- **Given exercise**: Identify each line holding the string "code" and copy it.
======== Given entries ========
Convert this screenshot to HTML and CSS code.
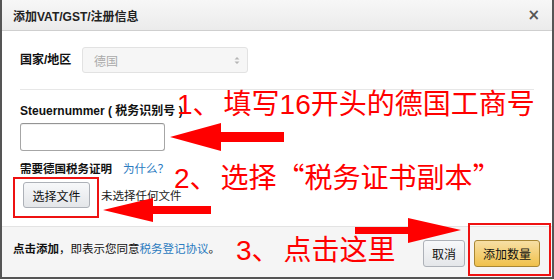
FILE: index.html
```html
<!DOCTYPE html>
<html lang="zh-CN">
<head>
<meta charset="utf-8">
<title>添加VAT/GST/注册信息</title>
<link rel="stylesheet" href="styles.css">
</head>
<body>
<div class="modal">
  <div class="modal-header">
    <span class="modal-title">添加VAT/GST/注册信息</span>
    <span class="close">×</span>
  </div>
  <div class="modal-body">
    <div class="row-country">
      <span class="label">国家/地区</span>
      <div class="select">
        <span>德国</span>
        <svg class="updown" width="6" height="9" viewBox="0 0 6 9"><path d="M0.5 3.5 L3 1 L5.5 3.5 Z M0.5 5.5 L3 8 L5.5 5.5 Z" fill="#b5b5b5"/></svg>
      </div>
    </div>
    <div class="divider"></div>
    <div class="label label-tax">Steuernummer ( 税务识别号 )</div>
    <div class="text-input"></div>
    <div class="label-line"><span class="label label-proof">需要德国税务证明</span><a class="why">为什么？</a></div>
    <div class="file-row">
      <span class="btn btn-file">选择文件</span>
      <span class="nofile">未选择任何文件</span>
    </div>
  </div>
  <div class="modal-footer">
    <span class="footer-text"><b>点击添加</b>，即表示您同意<a class="link">税务登记协议</a>。</span>
    <div class="actions">
      <span class="btn btn-cancel">取消</span>
      <span class="btn btn-primary">添加数量</span>
    </div>
  </div>
</div>

<svg class="overlay" width="554" height="280" viewBox="0 0 554 280">
  <rect x="14" y="178" width="84" height="39" fill="none" stroke="#ee1111" stroke-width="2"/>
  <rect x="469" y="224" width="81" height="51" fill="none" stroke="#ee1111" stroke-width="2"/>
  <polygon points="170,137 221,123 221,132 284,132 284,142 221,142 221,151" fill="#ff0000"/>
  <polygon points="103,210 153,198 153,206 211,206 211,214 153,214 153,222" fill="#ff0000"/>
  <polygon points="355,227 408,227 408,218 461,230 408,243 408,234 355,234" fill="#ff0000"/>
</svg>
<div class="note note1">1、<span class="gap">填写16开头的德国工商号</span></div>
<div class="note note2">2、<span class="gap">选择<span class="cjk">“</span>税务证书副本<span class="cjk">”</span></span></div>
<div class="note note3">3、<span class="gap3">点击这里</span></div>
</body>
</html>
```
FILE: styles.css
```css
html, body {
  margin: 0;
  padding: 0;
}
body {
  width: 554px;
  height: 280px;
  overflow: hidden;
  position: relative;
  background: #ffffff;
  font-family: "Liberation Sans", "Noto Sans CJK SC", sans-serif;
  color: #222;
}
.modal {
  box-sizing: border-box;
  width: 554px;
  height: 279px;
  border-left: 2px solid #555;
  border-right: 2px solid #555;
  border-bottom: 2px solid #555;
  display: flex;
  flex-direction: column;
  background: #fff;
}
.modal-header {
  box-sizing: border-box;
  height: 31px;
  flex: none;
  border-bottom: 1px solid #cfcfcf;
  background: linear-gradient(#f7f7f7, #ebebeb);
  display: flex;
  align-items: center;
  justify-content: space-between;
  padding: 0 12px 0 11px;
}
.modal-title {
  font-size: 12px;
  font-weight: bold;
  color: #222;
}
.close {
  font-size: 15px;
  font-weight: bold;
  color: #555;
  line-height: 1;
  font-family: "DejaVu Sans", sans-serif;
}
.modal-body {
  flex: 1;
  padding: 16px 18px 0 18px;
  display: flex;
  flex-direction: column;
  align-items: flex-start;
}
.label {
  font-size: 12px;
  font-weight: bold;
  color: #111;
  line-height: 16px;
}
.row-country {
  display: flex;
  align-items: center;
}
.row-country .label {
  width: 62px;
}
.select {
  box-sizing: border-box;
  width: 166px;
  height: 26px;
  border: 1px solid #e2e2e2;
  border-radius: 3px;
  background: #f6f6f6;
  display: flex;
  align-items: center;
  justify-content: space-between;
  padding: 0 7px 0 11px;
  font-size: 12px;
  color: #aaa;
}
.divider {
  width: 514px;
  height: 1px;
  background: #e7e7e7;
  margin-top: 16px;
}
.label-tax {
  margin-top: 13px;
}
.text-input {
  box-sizing: border-box;
  width: 145px;
  height: 28px;
  margin-top: 4px;
  border: 1px solid #a6a6a6;
  border-top-color: #949494;
  border-radius: 3px;
  background: #fff;
  box-shadow: inset 0 1px 0 rgba(0,0,0,0.06);
}
.label-line {
  margin-top: 10px;
  display: flex;
  align-items: center;
}
.label-proof {
  font-size: 11.5px;
}
.why {
  margin-left: 11px;
  font-size: 11.5px;
  color: #2b7bbf;
  line-height: 16px;
}
.file-row {
  margin-top: 5px;
  display: flex;
  align-items: center;
  padding-left: 3px;
}
.btn {
  box-sizing: border-box;
  display: inline-flex;
  align-items: center;
  justify-content: center;
  font-size: 12px;
  color: #111;
  border-radius: 3px;
}
.btn-file {
  width: 67px;
  height: 26px;
  border: 1px solid #adb1b8;
  background: linear-gradient(#f7f8fa, #e4e6e9);
}
.nofile {
  margin-left: 11px;
  font-size: 11.5px;
  color: #222;
}
.modal-footer {
  box-sizing: border-box;
  height: 51px;
  flex: none;
  border-top: 1px solid #e3e3e3;
  background: #f5f5f5;
  display: flex;
  align-items: center;
  justify-content: space-between;
  padding: 0 12px 0 11px;
}
.footer-text {
  font-size: 11.5px;
  color: #111;
  margin-top: -8px;
}
.footer-text b {
  font-weight: bold;
}
.link {
  color: #2b7bbf;
}
.actions {
  display: flex;
  gap: 9px;
  margin-top: 2px;
}
.btn-cancel {
  width: 42px;
  height: 27px;
  border: 1px solid #adb1b8;
  background: linear-gradient(#f7f8fa, #e4e6e9);
}
.btn-primary {
  width: 66px;
  height: 27px;
  border: 1px solid #a88734;
  background: linear-gradient(#f7dfa5, #f0c14b);
}
.overlay {
  position: absolute;
  left: 0;
  top: 0;
  pointer-events: none;
}
.note {
  position: absolute;
  color: #ff0000;
  font-size: 28px;
  line-height: 28px;
  white-space: nowrap;
  font-family: "Liberation Sans", "Noto Sans CJK SC", sans-serif;
}
.note .gap {
  margin-left: 3px;
}
.note .gap3 {
  margin-left: 4px;
}
.note .cjk {
  font-family: "Noto Sans CJK SC", sans-serif;
}
.note1 {
  left: 177px;
  top: 91px;
}
.note2 {
  left: 174px;
  top: 162px;
}
.note3 {
  left: 236px;
  top: 237px;
}
```
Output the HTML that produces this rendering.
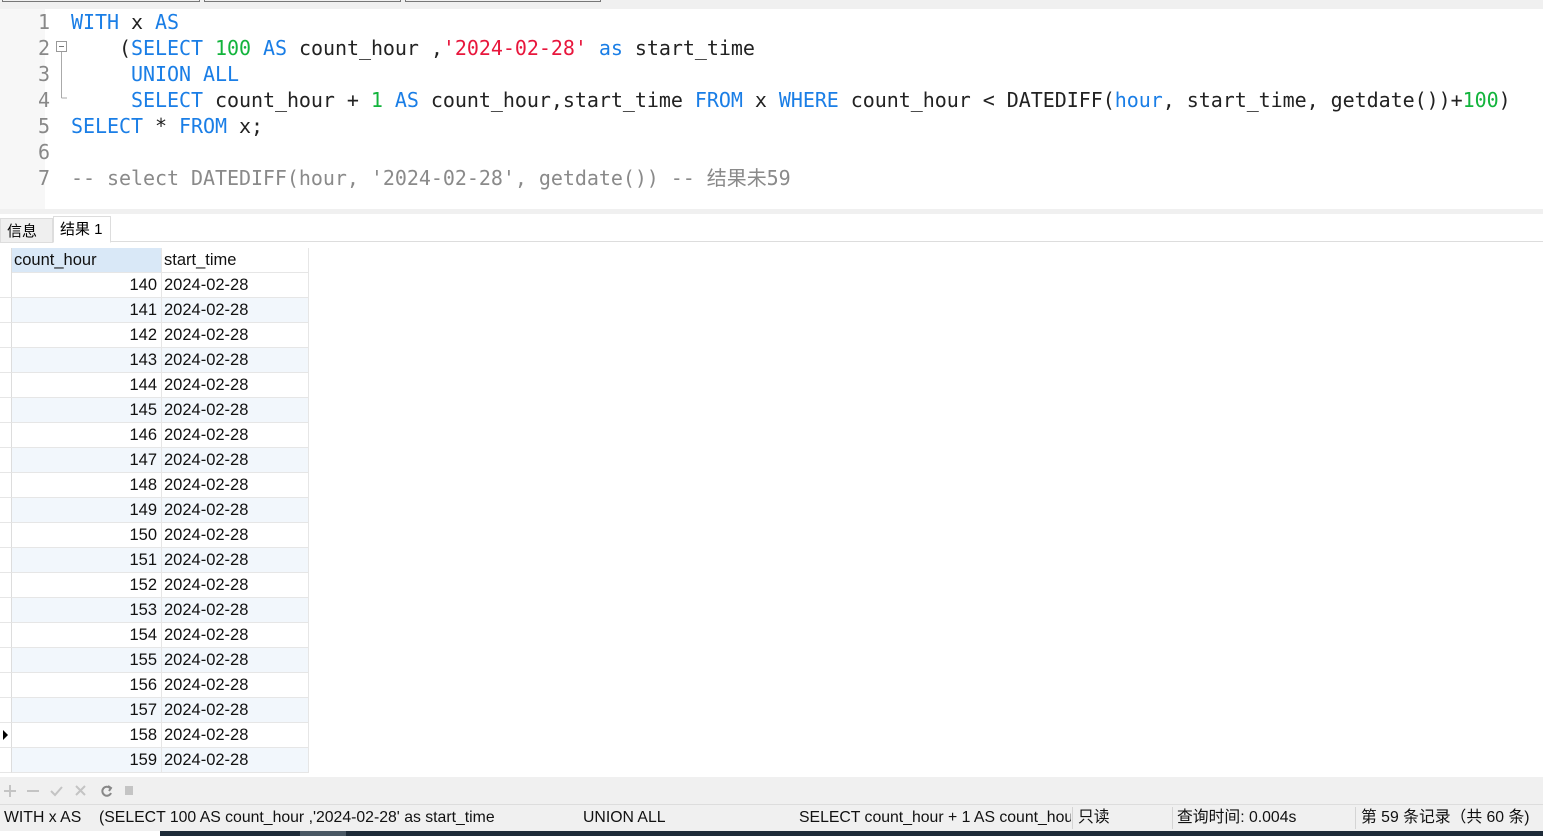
<!DOCTYPE html>
<html><head><meta charset="utf-8"><style>
*{margin:0;padding:0;box-sizing:border-box}
body{width:1543px;height:836px;overflow:hidden;background:#fff;position:relative;font-family:"Liberation Sans","Noto Sans CJK SC",sans-serif}
.top{position:absolute;left:0;top:0;width:1543px;height:9px;background:#f0f0f0}
.tb{position:absolute;top:-2px;height:4px;border:1px solid #777;border-top:none}
.gut{position:absolute;left:0;top:9px;width:45px;height:200px;background:#f7f7f7}
.code{position:absolute;left:0;top:9px;font-family:"DejaVu Sans Mono",monospace;font-size:20px;line-height:26px;color:#222;white-space:pre;letter-spacing:-0.045px}
.ln{position:absolute;left:0;width:50px;text-align:right;color:#888}
.tx{position:absolute;left:71px}
.k{color:#1a7ee6}.n{color:#12b43c}.s{color:#e8163c}.c{color:#8a8a8a}
.sep{position:absolute;left:0;top:209px;width:1543px;height:5px;background:#f0f0f0}
.tabs{position:absolute;left:0;top:214px;width:1543px;height:28px;border-bottom:1px solid #ddd}
.tab{position:absolute;top:2px;height:27px;font-size:15px;line-height:26px;padding:0 6px}
.grid{position:absolute;left:0;top:248px}
.row{position:absolute;left:0;height:25px;width:309px;font-size:16.5px;line-height:25px;color:#111}
.row .a{position:absolute;left:12px;width:150px;height:25px;text-align:right;padding-right:4px;border-right:1px solid #e6e6e6;border-bottom:1px solid #e6e6e6}
.row .b{position:absolute;left:162px;width:147px;height:25px;padding-left:2px;border-right:1px solid #e6e6e6;border-bottom:1px solid #e6e6e6}
.row .g{position:absolute;left:0;width:12px;height:25px;border-right:1px solid #ddd;border-bottom:1px solid #e6e6e6}
.alt .a,.alt .b{background:#f2f7fc}
.tool{position:absolute;left:0;top:777px;width:1543px;height:28px;background:#f0f0f0;border-bottom:1px solid #ddd;color:#bbb;font-size:15px}
.stat{position:absolute;left:0;top:805px;width:1543px;height:26px;background:#f0f0f0;font-size:15.8px;line-height:26px;color:#111;white-space:nowrap}
.stat span{position:absolute;top:0}
.vs{position:absolute;top:2px;width:1px;height:22px;background:#d4d4d4}
.dark{position:absolute;top:831px;height:5px;background:#1e2b38}
</style></head><body>
<div class="top">
<div class="tb" style="left:2px;width:198px"></div>
<div class="tb" style="left:204px;width:197px"></div>
<div class="tb" style="left:405px;width:196px"></div>
</div>
<div class="gut"></div>
<div class="code">
<div class="ln" style="top:0">1</div><div class="tx" style="top:0"><span class="k">WITH</span> x <span class="k">AS</span></div>
<div class="ln" style="top:26px">2</div><div class="tx" style="top:26px">    (<span class="k">SELECT</span> <span class="n">100</span> <span class="k">AS</span> count_hour ,<span class="s">'2024-02-28'</span> <span class="k">as</span> start_time</div>
<div class="ln" style="top:52px">3</div><div class="tx" style="top:52px">     <span class="k">UNION ALL</span></div>
<div class="ln" style="top:78px">4</div><div class="tx" style="top:78px">     <span class="k">SELECT</span> count_hour + <span class="n">1</span> <span class="k">AS</span> count_hour,start_time <span class="k">FROM</span> x <span class="k">WHERE</span> count_hour &lt; DATEDIFF(<span class="k">hour</span>, start_time, getdate())+<span class="n">100</span>)</div>
<div class="ln" style="top:104px">5</div><div class="tx" style="top:104px"><span class="k">SELECT</span> * <span class="k">FROM</span> x;</div>
<div class="ln" style="top:130px">6</div>
<div class="ln" style="top:156px">7</div><div class="tx c" style="top:156px;font-family:'DejaVu Sans Mono','Noto Sans CJK SC',monospace">-- select DATEDIFF(hour, '2024-02-28', getdate()) -- 结果未59</div>
</div>
<svg style="position:absolute;left:55px;top:40px" width="14" height="62"><rect x="1.5" y="1.5" width="10" height="10" fill="#fff" stroke="#999"/><line x1="4" y1="6.5" x2="9" y2="6.5" stroke="#777"/><line x1="6.5" y1="12" x2="6.5" y2="58" stroke="#aaa"/><line x1="6.5" y1="58" x2="12" y2="58" stroke="#aaa"/></svg>
<div class="sep"></div>
<div class="tabs">
<div class="tab" style="left:0;width:53px;background:#efefef;border:1px solid #ddd;top:4px;height:25px;line-height:26px">信息</div>
<div class="tab" style="left:53px;width:58px;background:#fff;border:1px solid #ddd;border-bottom:1px solid #fff">结果 1</div>
</div>
<div class="grid">
<div class="row" style="top:0"><div class="g" style="border-bottom:none"></div><div class="a" style="background:#d9e8f7;text-align:left;padding-left:2px">count_hour</div><div class="b">start_time</div></div>
</div>
<div id="rows"></div>
<div class="tool">
<svg style="position:absolute;left:4px;top:7px" width="130" height="14" fill="none" stroke="#c4c4c4" stroke-width="2"><path d="M6 1v12M0 7h12"/><path d="M23 7h12"/><path d="M47 7l4 4 7-8"/><path d="M72 2l9 9M81 2l-9 9"/><path d="M106 4a4.5 4.5 0 1 0 1 5" stroke="#888"/><path d="M104 2l3 2-2 3" stroke="#888"/><rect x="121" y="2" width="8" height="9" fill="#c4c4c4" stroke="none"/></svg>
</div>
<div class="stat">
<span style="left:4px">WITH x AS</span>
<span style="left:99px">(SELECT 100 AS count_hour ,'2024-02-28' as start_time</span>
<span style="left:583px">UNION ALL</span>
<span style="left:799px;width:272px;overflow:hidden">SELECT count_hour + 1 AS count_hour</span>
<div class="vs" style="left:1072px"></div>
<span style="left:1078px">只读</span>
<div class="vs" style="left:1172px"></div>
<span style="left:1177px">查询时间: 0.004s</span>
<div class="vs" style="left:1355px"></div>
<span style="left:1361px">第 59 条记录（共 60 条)</span>
</div>
<div class="dark" style="left:160px;width:140px"></div>
<div class="dark" style="left:300px;width:46px;background:#4a5864"></div>
<div class="dark" style="left:346px;width:1197px"></div>
<script>
var h='';for(var i=0;i<20;i++){var t=273+i*25;
h+='<div class="row'+(i%2==1?' alt':'')+'" style="top:'+t+'px"><div class="g">'+(i==18?'<svg width="10" height="24"><path d="M3 7l5 5-5 5z" fill="#000"/></svg>':'')+'</div><div class="a">'+(140+i)+'</div><div class="b">2024-02-28</div></div>';}
document.getElementById('rows').innerHTML=h;
</script>
</body></html>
========
- **Solution**:
Convert this screenshot to HTML and CSS code.
.code{position:absolute;left:0;top:9px;font-family:"DejaVu Sans Mono",monospace;font-size:20px;line-height:26px;color:#222;white-space:pre;letter-spacing:-0.045px}
<div class="code">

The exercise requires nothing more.